Short problem:
Copy out all the lines exactly. Omit pictures.

Source material:
------------------------

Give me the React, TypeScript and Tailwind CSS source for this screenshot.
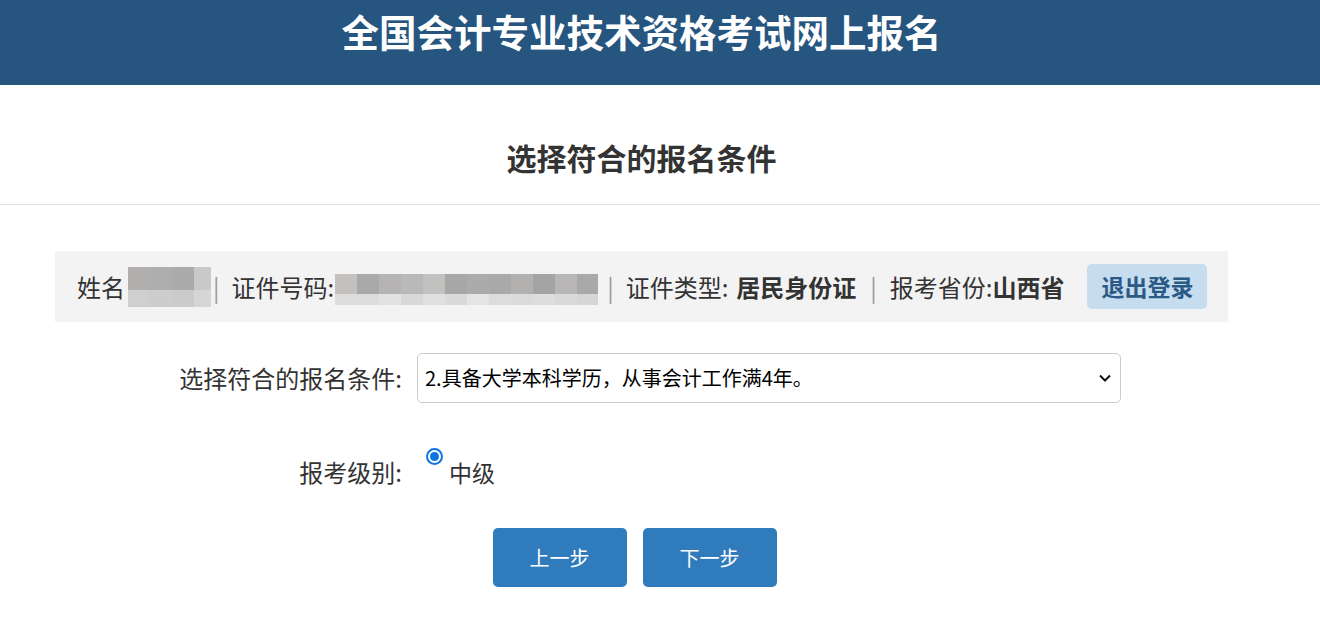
import React from 'react';

const font = { fontFamily: '"Noto Sans CJK SC", "Noto Sans", sans-serif' };

function Mask({ cols, top, bottom, h1, h2 }: { cols: number[]; top: string[]; bottom: string[]; h1: number; h2: number }) {
  return (
    <span className="inline-flex flex-col">
      <span className="flex">
        {cols.map((w, i) => <span key={i} style={{ width: w, height: h1, background: top[i % top.length] }} />)}
      </span>
      <span className="flex">
        {cols.map((w, i) => <span key={i} style={{ width: w, height: h2, background: bottom[i % bottom.length] }} />)}
      </span>
    </span>
  );
}

export default function App() {
  return (
    <div className="min-h-[621px] bg-white text-[#333]" style={font}>
      <div className="h-[85px] bg-[#265680]">
        <div className="w-[1283px] pt-[6px] text-center text-[37.5px] font-bold leading-[50px] text-white">全国会计专业技术资格考试网上报名</div>
      </div>

      <div className="h-[120px] border-b border-[#dddddd]">
        <div className="flex h-full w-[1283px] items-center justify-center pt-[26px] text-[30px] font-bold text-[#333]">选择符合的报名条件</div>
      </div>

      <div className="w-[1283px] px-[55px] pt-[46px]">
        <div className="flex h-[71px] items-center bg-[#f3f3f3] pl-[22px] text-[24px]">
          <span>姓名</span>
          <span className="ml-[3px] mt-[-4px]">
            <Mask cols={[22, 22, 22, 17]} top={['#b3aeae', '#aeaeae', '#ababab', '#c9c9c9']} bottom={['#cfcfcf', '#cdcdcd', '#cbcbcb', '#d6d6d6']} h1={23} h2={17} />
          </span>
          <span className="ml-[2px] mr-[12px] text-[#999]">|</span>
          <span>证件号码:</span>
          <span className="ml-[1px] mt-[-2px]">
            <Mask cols={[22, 22, 22, 22, 22, 22, 22, 22, 22, 22, 22, 21]} top={['#c4c0be', '#a9a9a9', '#b5b3b3', '#b9b9b9', '#c3c1bf', '#a7a7a7', '#ababab', '#a9a9a9', '#b3b0b0', '#a4a4a4', '#b8b6b6', '#a9a9a9']} bottom={['#dddddd', '#dcdcdc', '#e2e2e2', '#d8d8d8', '#e0e0e0', '#dadada', '#e4e4e4', '#dcdcdc', '#dbdbdb', '#dddddd', '#d9d9d9', '#d6d6d6']} h1={20} h2={11} />
          </span>
          <span className="ml-[9px] mr-[12px] text-[#999]">|</span>
          <span>证件类型:</span>
          <span className="ml-[8px] font-bold">居民身份证</span>
          <span className="ml-[14px] mr-[13px] text-[#999]">|</span>
          <span>报考省份:</span>
          <span className="font-bold">山西省</span>
          <button className="ml-[23px] flex h-[45px] w-[120px] items-center justify-center rounded-[5px] bg-[#c6dcef] text-[23px] font-bold text-[#2b5a87]">退出登录</button>
        </div>

        <div className="mt-[31px] flex items-center">
          <div className="w-[347px] text-right text-[24px] text-[#333]">选择符合的报名条件:</div>
          <div className="ml-[15px] flex h-[50px] w-[704px] items-center justify-between rounded-[5px] border border-[#cccccc] bg-white pl-[7px] pr-[8px] text-[20px] text-black">
            <span>2.具备大学本科学历，从事会计工作满4年。</span>
            <svg width="14" height="10" viewBox="0 0 14 10" fill="none"><path d="M2 2.5 L7 7.5 L12 2.5" stroke="#111" strokeWidth="2" /></svg>
          </div>
        </div>

        <div className="mt-[42px] flex h-[54px] items-center">
          <div className="w-[347px] text-right text-[24px] text-[#333]">报考级别:</div>
          <span className="ml-[24px] mt-[3px] flex h-[17px] w-[17px] items-center justify-center self-start rounded-full border-2 border-[#0b74e5] bg-white">
            <span className="h-[9px] w-[9px] rounded-full bg-[#0b74e5]" />
          </span>
          <span className="ml-[6px] text-[23px] text-[#333]">中级</span>
        </div>

        <div className="mt-[29px] flex w-[1173px] justify-center gap-[16px] pr-[14px]">
          <button className="h-[59px] w-[134px] rounded-[5px] bg-[#2f7bbc] text-[20px] text-white">上一步</button>
          <button className="h-[59px] w-[134px] rounded-[5px] bg-[#2f7bbc] text-[20px] text-white">下一步</button>
        </div>
      </div>
    </div>
  );
}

------------------------

Result of this task:
Give me the React, TypeScript and Tailwind CSS source for this screenshot.
import React from 'react';

const font = { fontFamily: '"Noto Sans CJK SC", "Noto Sans", sans-serif' };

function Mask({ cols, top, bottom, h1, h2 }: { cols: number[]; top: string[]; bottom: string[]; h1: number; h2: number }) {
  return (
    <span className="inline-flex flex-col">
      <span className="flex">
        {cols.map((w, i) => <span key={i} style={{ width: w, height: h1, background: top[i % top.length] }} />)}
      </span>
      <span className="flex">
        {cols.map((w, i) => <span key={i} style={{ width: w, height: h2, background: bottom[i % bottom.length] }} />)}
      </span>
    </span>
  );
}

export default function App() {
  return (
    <div className="min-h-[621px] bg-white text-[#333]" style={font}>
      <div className="h-[85px] bg-[#265680]">
        <div className="w-[1283px] pt-[6px] text-center text-[37.5px] font-bold leading-[50px] text-white">全国会计专业技术资格考试网上报名</div>
      </div>

      <div className="h-[120px] border-b border-[#dddddd]">
        <div className="flex h-full w-[1283px] items-center justify-center pt-[26px] text-[30px] font-bold text-[#333]">选择符合的报名条件</div>
      </div>

      <div className="w-[1283px] px-[55px] pt-[46px]">
        <div className="flex h-[71px] items-center bg-[#f3f3f3] pl-[22px] text-[24px]">
          <span>姓名</span>
          <span className="ml-[3px] mt-[-4px]">
            <Mask cols={[22, 22, 22, 17]} top={['#b3aeae', '#aeaeae', '#ababab', '#c9c9c9']} bottom={['#cfcfcf', '#cdcdcd', '#cbcbcb', '#d6d6d6']} h1={23} h2={17} />
          </span>
          <span className="ml-[2px] mr-[12px] text-[#999]">|</span>
          <span>证件号码:</span>
          <span className="ml-[1px] mt-[-2px]">
            <Mask cols={[22, 22, 22, 22, 22, 22, 22, 22, 22, 22, 22, 21]} top={['#c4c0be', '#a9a9a9', '#b5b3b3', '#b9b9b9', '#c3c1bf', '#a7a7a7', '#ababab', '#a9a9a9', '#b3b0b0', '#a4a4a4', '#b8b6b6', '#a9a9a9']} bottom={['#dddddd', '#dcdcdc', '#e2e2e2', '#d8d8d8', '#e0e0e0', '#dadada', '#e4e4e4', '#dcdcdc', '#dbdbdb', '#dddddd', '#d9d9d9', '#d6d6d6']} h1={20} h2={11} />
          </span>
          <span className="ml-[9px] mr-[12px] text-[#999]">|</span>
          <span>证件类型:</span>
          <span className="ml-[8px] font-bold">居民身份证</span>
          <span className="ml-[14px] mr-[13px] text-[#999]">|</span>
          <span>报考省份:</span>
          <span className="font-bold">山西省</span>
          <button className="ml-[23px] flex h-[45px] w-[120px] items-center justify-center rounded-[5px] bg-[#c6dcef] text-[23px] font-bold text-[#2b5a87]">退出登录</button>
        </div>

        <div className="mt-[31px] flex items-center">
          <div className="w-[347px] text-right text-[24px] text-[#333]">选择符合的报名条件:</div>
          <div className="ml-[15px] flex h-[50px] w-[704px] items-center justify-between rounded-[5px] border border-[#cccccc] bg-white pl-[7px] pr-[8px] text-[20px] text-black">
            <span>2.具备大学本科学历，从事会计工作满4年。</span>
            <svg width="14" height="10" viewBox="0 0 14 10" fill="none"><path d="M2 2.5 L7 7.5 L12 2.5" stroke="#111" strokeWidth="2" /></svg>
          </div>
        </div>

        <div className="mt-[42px] flex h-[54px] items-center">
          <div className="w-[347px] text-right text-[24px] text-[#333]">报考级别:</div>
          <span className="ml-[24px] mt-[3px] flex h-[17px] w-[17px] items-center justify-center self-start rounded-full border-2 border-[#0b74e5] bg-white">
            <span className="h-[9px] w-[9px] rounded-full bg-[#0b74e5]" />
          </span>
          <span className="ml-[6px] text-[23px] text-[#333]">中级</span>
        </div>

        <div className="mt-[29px] flex w-[1173px] justify-center gap-[16px] pr-[14px]">
          <button className="h-[59px] w-[134px] rounded-[5px] bg-[#2f7bbc] text-[20px] text-white">上一步</button>
          <button className="h-[59px] w-[134px] rounded-[5px] bg-[#2f7bbc] text-[20px] text-white">下一步</button>
        </div>
      </div>
    </div>
  );
}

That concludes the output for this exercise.